Japonya’yla Türkiye’nin birbirini resmi olarak tanımasının ve karşılıklı büyükelçilik açılışının ancak 1925 yılında gerçekleşmesi de gözden kaçırılmaması gereken bir diğer faktör.

Türkçeden Japoncaya çevrilmiş eserler var mı, Japon okuru Türk edebiyatı hakkında fikir sahibi mi? Japonya’da uzun yıllar yaşadığınız için bu konuda gözlemleriniz olmuştur diye düşünüyorum. Ve sizin Türkçe’den Japonca’ya bir eser çevirme projeniz var mı? Böyle bir teklif gelse hangi yazarların eserlerini çevirmek isterdiniz?

Evet, sanırım tahmin edilenin ötesinde var. Nasreddin Hoca çevrilmiş ilklerden biri. Nazım Hikmet’in şiirleri ve Ferhad ile Şirin’i; Turgut Özakman Şu Çılgın Türkler’i; Ahmet Hamdi Tanpınar, Dede Korkut, Aziz Nesin, Latife Tekin’in eserleri…

Elbette Orhan Pamuk; Benim Adım Kırmızı, Kar, Beyaz Kale, Babamın Bavulu, Yeni Hayat, İstanbul Hatıralar ve Şehir; Masumiyet Müzesi adlı kitapları çevrildi. Bizde 1968 ve 1994’te Nobel Edebiyatı almış iki Japon yazarın kitaplarının orijinal dilden çevirileri toplamı henüz bu sayıya erişebilmiş değil.
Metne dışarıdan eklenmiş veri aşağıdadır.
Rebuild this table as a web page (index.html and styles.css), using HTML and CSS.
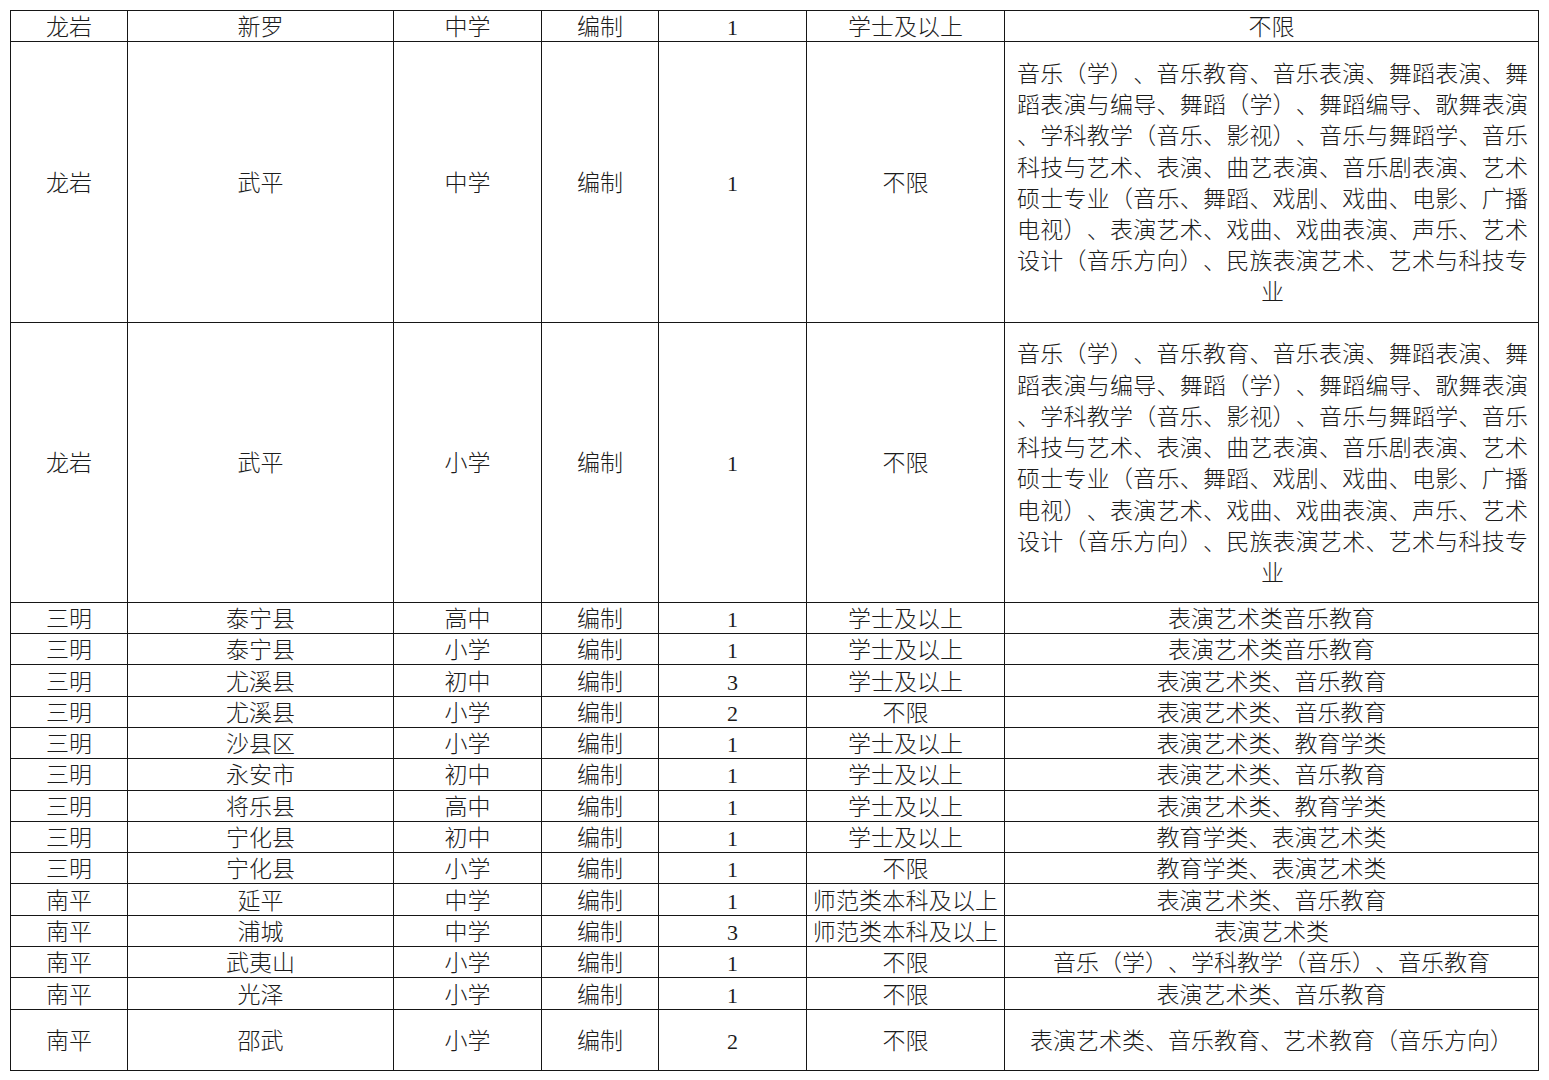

Japoncaya çeviri konusunda ise, öncelikle Sabahattin Ali’nin tüm eserlerinin çevrilmesini isterdim. Yusuf Eradam’ın haikularının, Metin Altıok ve Cevat Çapan’ın şiirlerinin.

Sırada yeni çeviriler var mı?

Evet, var ama nezaketsizlik olarak görmezseniz yeni çevirilerin ortaya çıkmalarını bekleyelim mi adlarını anmak için?

Mecburen bekleyeceğiz ancak sürprizler olduğunu biliyorum hiç olmazsa bu kadarını söyleyebiliriz sanırım. Zaman ayırdığınız için çok teşekkür ederim.

Bu değerli fırsat için asıl ben teşekkür ederim.